Après l’intervention américaine dans le Golfe Persique (janvier-février 1991) sous mandat de l’ONU et avec l’appui militaire et diplomatique de la France, l’administration Bush père a souhaité dès l’hiver 1991 capitaliser sur ses succès, et embrayer immédiatement sur une initiative majeure visant à résoudre un conflit vieux comme le monde : celui de la Palestine. Autant le Président George Bush père que ses deux Secrétaires d’Etat successifs, James Baker et Laurence Eagleburger, étaient intimement convaincus que le processus de Paix dans cette région chahutée pouvait être amorcé uniquement à partir de l’approche suivante : garantir l’existence, la sécurité et la pérennité d’Israël impliquait en amont la reconnaissance par la communauté internationale et l’Etat hébreu, d’une souveraineté des populations arabes de Palestine sur la bande de Gaza et sur une partie des terres de Cisjordanie, en vue de former l’embryon potentiel d’un futur Etat palestinien au sens où on l’entend aujourd’hui.

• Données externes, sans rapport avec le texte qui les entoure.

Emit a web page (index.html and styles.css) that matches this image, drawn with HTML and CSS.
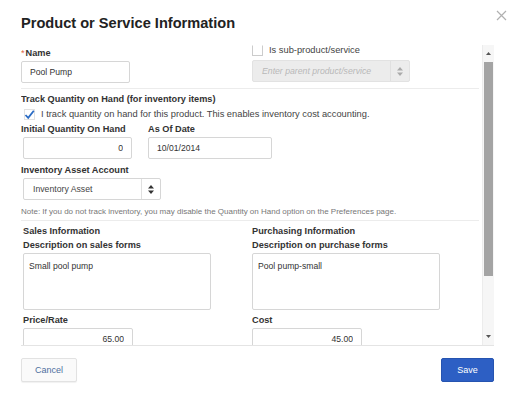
FILE: index.html
```html
<!DOCTYPE html>
<html>
<head>
  <title>Product or Service Information</title>
  <link rel="stylesheet" href="styles.css">
</head>
<body>
  <div class="dialog">
    <div class="header">Product or Service Information</div>
    <svg class="close" width="11" height="11" viewBox="0 0 11 11">
      <path d="M1 1L10 10M10 1L1 10" stroke="#b0b0b0" stroke-width="1.2" fill="none"/>
    </svg>

    <div class="body">
      <div class="content">

        <!-- name row -->
        <div class="row top-row">
          <div class="col-name">
            <div class="label"><span class="req">*</span>Name</div>
            <input class="field name-field" type="text" value="Pool Pump">
          </div>
          <div class="col-parent">
            <div class="check-line">
              <span class="box"></span>
              <span>Is sub-product/service</span>
            </div>
            <div class="select disabled parent-select">
              <span class="select-text">Enter parent product/service</span>
              <span class="select-arrow">
                <svg width="6" height="9" viewBox="0 0 6 9"><path d="M3 0L6 3.5H0ZM3 9L6 5.5H0Z" fill="#aaa"/></svg>
              </span>
            </div>
          </div>
        </div>

        <!-- inventory -->
        <div class="section">
          <div class="label">Track Quantity on Hand (for inventory items)</div>
          <div class="check-line tracked">
            <span class="box checked">
              <svg width="11" height="11" viewBox="0 0 11 11">
                <path d="M1.5 6L4.2 8.8L9.8 1.8" stroke="#2b6cc4" stroke-width="1.8" fill="none"/>
              </svg>
            </span>
            <span>I track quantity on hand for this product. This enables inventory cost accounting.</span>
          </div>
          <div class="row">
            <div class="col-qty">
              <div class="label">Initial Quantity On Hand</div>
              <input class="field num qty-field" type="text" value="0">
            </div>
            <div class="col-date">
              <div class="label">As Of Date</div>
              <input class="field date-field" type="text" value="10/01/2014">
            </div>
          </div>
          <div class="label">Inventory Asset Account</div>
          <div class="select asset-select">
            <span class="select-text">Inventory Asset</span>
            <span class="select-arrow">
              <svg width="6" height="9" viewBox="0 0 6 9"><path d="M3 0L6 3.5H0ZM3 9L6 5.5H0Z" fill="#333"/></svg>
            </span>
          </div>
          <div class="note">Note: If you do not track inventory, you may disable the Quantity on Hand option on the Preferences page.</div>
        </div>

        <!-- sales / purchasing -->
        <div class="row section money">
          <div class="col-half">
            <div class="label">Sales Information</div>
            <div class="label">Description on sales forms</div>
            <textarea class="field desc">Small pool pump</textarea>
            <div class="label">Price/Rate</div>
            <input class="field num price-field" type="text" value="65.00">
          </div>
          <div class="col-half">
            <div class="label">Purchasing Information</div>
            <div class="label">Description on purchase forms</div>
            <textarea class="field desc">Pool pump-small</textarea>
            <div class="label">Cost</div>
            <input class="field num price-field" type="text" value="45.00">
          </div>
        </div>

      </div>
      <div class="scrollbar">
        <span class="arrow"><svg width="5" height="3" viewBox="0 0 5 3"><path d="M2.5 0L5 3H0Z" fill="#555"/></svg></span>
        <span class="thumb"></span>
        <span class="track"></span>
        <span class="arrow"><svg width="5" height="3" viewBox="0 0 5 3"><path d="M0 0H5L2.5 3Z" fill="#555"/></svg></span>
      </div>
    </div>

    <div class="footer">
      <button class="btn cancel">Cancel</button>
      <button class="btn save">Save</button>
    </div>
  </div>
</body>
</html>
```

FILE: styles.css
```css
body {
  margin: 0;
  background-color: #fff;
  font-family: "Liberation Sans", Arial, sans-serif;
  color: #333;
}

.dialog {
  position: relative;
  width: 514px;
  height: 400px;
  padding: 0 20px 0 21px;
  box-sizing: border-box;
}

.header {
  height: 45px;
  padding-top: 15px;
  box-sizing: border-box;
  font-size: 14.6px;
  font-weight: bold;
  color: #222;
}

.close {
  position: absolute;
  top: 10px;
  right: 7px;
}

.body {
  display: flex;
  height: 300px;
  border-bottom: 1px solid #e4e4e4;
  overflow: hidden;
}

.content {
  width: 460px;
  margin-right: 3px;
  overflow: hidden;
}

.row {
  display: flex;
}

.label {
  font-size: 9.2px;
  font-weight: bold;
  color: #333;
  height: 14px;
  line-height: 14px;
  white-space: nowrap;
}

.req {
  color: #e06040;
  font-weight: normal;
  margin-right: 1px;
}

.field {
  display: block;
  box-sizing: border-box;
  height: 22px;
  border: 1px solid #d6d6d6;
  border-radius: 2px;
  padding: 0 8px;
  font-family: "Liberation Sans", Arial, sans-serif;
  font-size: 8.6px;
  color: #333;
  background-color: #fff;
  margin: 0;
}

.num {
  text-align: right;
}

.top-row {
  height: 43px;
  border-bottom: 1px solid #ececec;
}

.col-name {
  width: 230px;
  padding-top: 1px;
}

.name-field {
  width: 109px;
  margin-top: 1px;
}

.check-line {
  display: flex;
  align-items: center;
  font-size: 9.3px;
  color: #444;
  height: 14px;
  white-space: nowrap;
}

.box {
  display: flex;
  width: 11px;
  height: 11px;
  border: 1px solid #ccc;
  border-top-color: #fff;
  margin-right: 6px;
  box-sizing: border-box;
}

.box.checked {
  border: 1px solid #e2e2e2;
  overflow: visible;
}

.box.checked svg {
  margin: -1px;
}

.col-parent {
  margin-left: 1px;
}

.col-parent .check-line {
  margin-top: -2px;
  margin-bottom: 3px;
}

.select {
  display: flex;
  box-sizing: border-box;
  height: 22px;
  border: 1px solid #d6d6d6;
  border-radius: 2px;
  font-size: 8.7px;
  background-color: #fff;
}

.select-text {
  flex: 1;
  line-height: 20px;
  padding-left: 9px;
}

.select-arrow {
  display: flex;
  align-items: center;
  justify-content: center;
  width: 18px;
  border-left: 1px solid #e0e0e0;
}

.disabled {
  background-color: #ececec;
  border-color: #e2e2e2;
}

.disabled .select-text {
  color: #b8b8b8;
  font-style: italic;
}

.parent-select {
  width: 158px;
}

.section {
  padding-top: 3px;
}

.tracked {
  margin: 1px 0 1px 3px;
}

.col-qty {
  width: 127px;
}

.qty-field {
  width: 109px;
  margin: 1px 0 4px 2px;
}

.date-field {
  width: 124px;
  margin: 1px 0 4px 0;
}

.asset-select {
  width: 138px;
  margin: 1px 0 0 2px;
}

.asset-select .select-text {
  color: #444;
}

.note {
  font-size: 8px;
  color: #777;
  height: 20px;
  line-height: 24px;
  white-space: nowrap;
  border-bottom: 1px solid #ececec;
}

.money {
  padding-top: 3px;
}

.col-half {
  width: 228px;
  padding-left: 2px;
}

.desc {
  width: 188px;
  height: 57px;
  resize: none;
  padding: 7px 5px;
  margin: 1px 0 3px 0;
  font-size: 8.6px;
  overflow: hidden;
}

.price-field {
  width: 110px;
  margin-top: 1px;
}

.scrollbar {
  display: flex;
  flex-direction: column;
  width: 11px;
  background-color: #f6f6f6;
  border-left: 1px solid #ececec;
}

.arrow {
  display: flex;
  align-items: center;
  justify-content: center;
  height: 17px;
}

.thumb {
  height: 214px;
  background-color: #a4a4a4;
  margin: 0 1px;
}

.track {
  flex: 1;
}

.footer {
  display: flex;
  justify-content: space-between;
  padding-top: 12px;
}

.btn {
  height: 24px;
  border-radius: 2px;
  font-family: "Liberation Sans", Arial, sans-serif;
  font-size: 9px;
  cursor: pointer;
}

.cancel {
  width: 56px;
  background-color: #fafafa;
  border: 1px solid #e2e2e2;
  color: #4f6f9f;
  box-shadow: 0 1px 1px rgba(0, 0, 0, 0.06);
}

.save {
  width: 53px;
  background-color: #2d5fc4;
  border: 1px solid #2654b0;
  color: #fff;
}
```
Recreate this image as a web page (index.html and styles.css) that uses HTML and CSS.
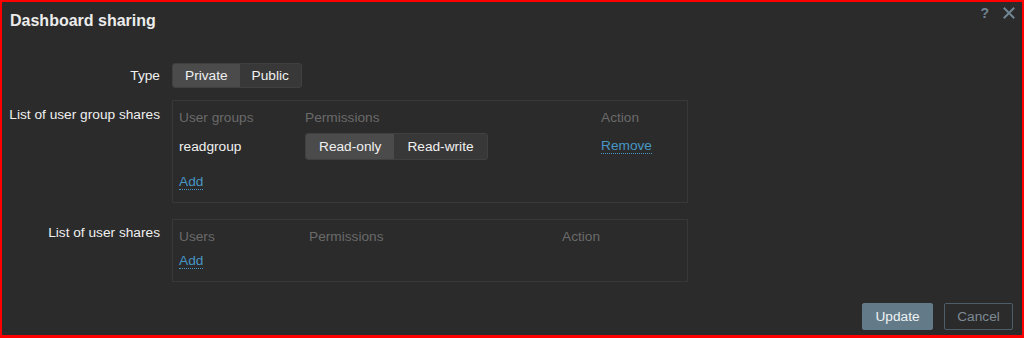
FILE: index.html
```html
<!DOCTYPE html>
<html>
<head>
<meta charset="utf-8">
<link rel="stylesheet" href="styles.css">
</head>
<body>
<div class="dialog">
  <div class="header">
    <h1 class="title">Dashboard sharing</h1>
    <div class="header-tools">
      <span class="tool help">?</span>
      <span class="tool close">
        <svg width="12" height="12" viewBox="0 0 12 12"><path d="M1.5 1.5 L10.5 10.5 M10.5 1.5 L1.5 10.5" stroke="#6f8593" stroke-width="2" stroke-linecap="square"/></svg>
      </span>
    </div>
  </div>
  <div class="form">
    <div class="row row-type">
      <div class="label">Type</div>
      <div class="field">
        <div class="seg">
          <span class="seg-item active">Private</span>
          <span class="seg-item">Public</span>
        </div>
      </div>
    </div>
    <div class="row row-groups">
      <div class="label label-top">List of user group shares</div>
      <div class="field">
        <div class="share-box box-groups">
          <div class="th">User groups</div>
          <div class="th">Permissions</div>
          <div class="th">Action</div>
          <div class="td name">readgroup</div>
          <div class="td">
            <div class="seg seg-perm">
              <span class="seg-item active">Read-only</span>
              <span class="seg-item">Read-write</span>
            </div>
          </div>
          <div class="td"><a class="link">Remove</a></div>
          <div class="td add-cell"><a class="link">Add</a></div>
        </div>
      </div>
    </div>
    <div class="row row-users">
      <div class="label label-top label-users">List of user shares</div>
      <div class="field">
        <div class="share-box box-users">
          <div class="th">Users</div>
          <div class="th">Permissions</div>
          <div class="th">Action</div>
          <div class="td add-cell"><a class="link">Add</a></div>
        </div>
      </div>
    </div>
  </div>
  <div class="footer">
    <button class="btn btn-primary">Update</button>
    <button class="btn btn-alt">Cancel</button>
  </div>
</div>
</body>
</html>
```
FILE: styles.css
```css
* { box-sizing: border-box; }
html, body { margin: 0; padding: 0; }
body {
  background: #2b2b2b;
  font-family: "Liberation Sans", Arial, sans-serif;
  font-size: 13.7px;
  color: #f0f0f0;
}
.dialog {
  width: 1024px;
  height: 338px;
  border: 2px solid #ff0000;
  border-bottom-width: 3px;
  background: #2b2b2b;
  display: flex;
  flex-direction: column;
}
.header {
  display: flex;
  justify-content: space-between;
  align-items: flex-start;
  padding: 9px 7px 0 8px;
  height: 61px;
}
.title {
  margin: 0;
  font-size: 16px;
  font-weight: bold;
  color: #ececec;
  line-height: 20px;
}
.header-tools {
  display: flex;
  align-items: center;
  gap: 14px;
  margin-top: -6px;
}
.tool { color: #6f8593; font-weight: bold; font-size: 14px; line-height: 16px; display: flex; }
.form { display: flex; flex-direction: column; }
.row {
  display: grid;
  grid-template-columns: 158px 1fr;
  column-gap: 12px;
}
.label {
  text-align: right;
  color: #f0f0f0;
  align-self: center;
}
.label-top { align-self: start; padding-top: 7px; }
.label-users { padding-top: 6px; }
.row-type { height: 25px; }
.row-groups { margin-top: 12px; }
.row-users { margin-top: 16px; }
.seg {
  display: inline-flex;
  border: 1px solid #404040;
  border-radius: 3px;
  background: #383838;
  overflow: hidden;
  height: 25px;
}
.seg-item {
  padding: 0 12px;
  line-height: 23px;
  color: #f0f0f0;
}
.seg-item.active { background: #4b4b4b; }
.seg-perm { height: 27px; }
.seg-perm .seg-item { line-height: 25px; padding: 0 13px; }
.share-box {
  width: 516px;
  border: 1px solid #383838;
  display: grid;
  align-content: start;
  padding: 0 6px;
}
.box-groups {
  grid-template-columns: 126px 296px 1fr;
  height: 103px;
}
.box-users {
  grid-template-columns: 130px 253px 1fr;
  height: 63px;
}
.th {
  color: #6a6a6a;
  padding-top: 9px;
  height: 29px;
  line-height: 16px;
}
.td { display: flex; align-items: center; height: 32px; }
.add-cell { grid-column: 1 / -1; align-items: flex-start; height: 32px; padding-top: 12px; }
.box-users .add-cell { padding-top: 4px; height: 24px; }
.link {
  color: #4796c4;
  border-bottom: 1px dotted #4796c4;
  line-height: 15px;
  cursor: pointer;
}
.footer {
  margin-top: auto;
  display: flex;
  justify-content: flex-end;
  gap: 11px;
  padding: 0 9px 5px 0;
}
.btn {
  font-family: "Liberation Sans", Arial, sans-serif;
  font-size: 13.7px;
  height: 27px;
  border-radius: 2px;
  padding: 0 10px;
  cursor: pointer;
}
.btn-primary {
  background: #637a88;
  border: 1px solid #637a88;
  color: #eef2f4;
  width: 71px;
}
.btn-alt {
  background: transparent;
  border: 1px solid #4e5d67;
  color: #7c8a94;
  width: 69px;
}
```
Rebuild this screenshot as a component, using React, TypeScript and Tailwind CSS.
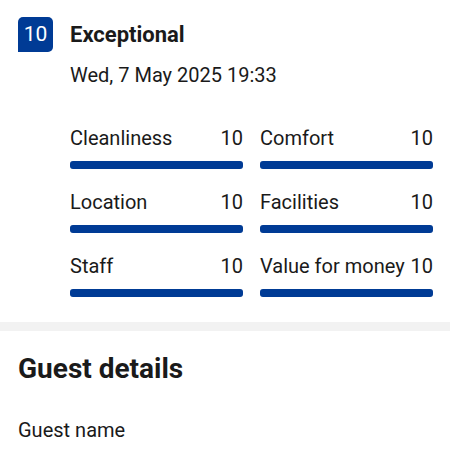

A cet effet, la diplomatie américaine n’a pas chômé. Alors qu’elle se trouvait en pleine gestion de l’effondrement de l’URSS, l’Amérique de George Bush et James Baker organisa la Conférence de Madrid (octobre 1991), réunissant d’un côté Israël et de l’autre tous ses voisins arabes avec lesquels il se trouvait encore juridiquement en conflit, à savoir la Syrie, le Liban, la Jordanie et les arabes de Palestine, afin que tous se mettent d’accord sur un agenda global de résolution des litiges concernant la globalité de la région.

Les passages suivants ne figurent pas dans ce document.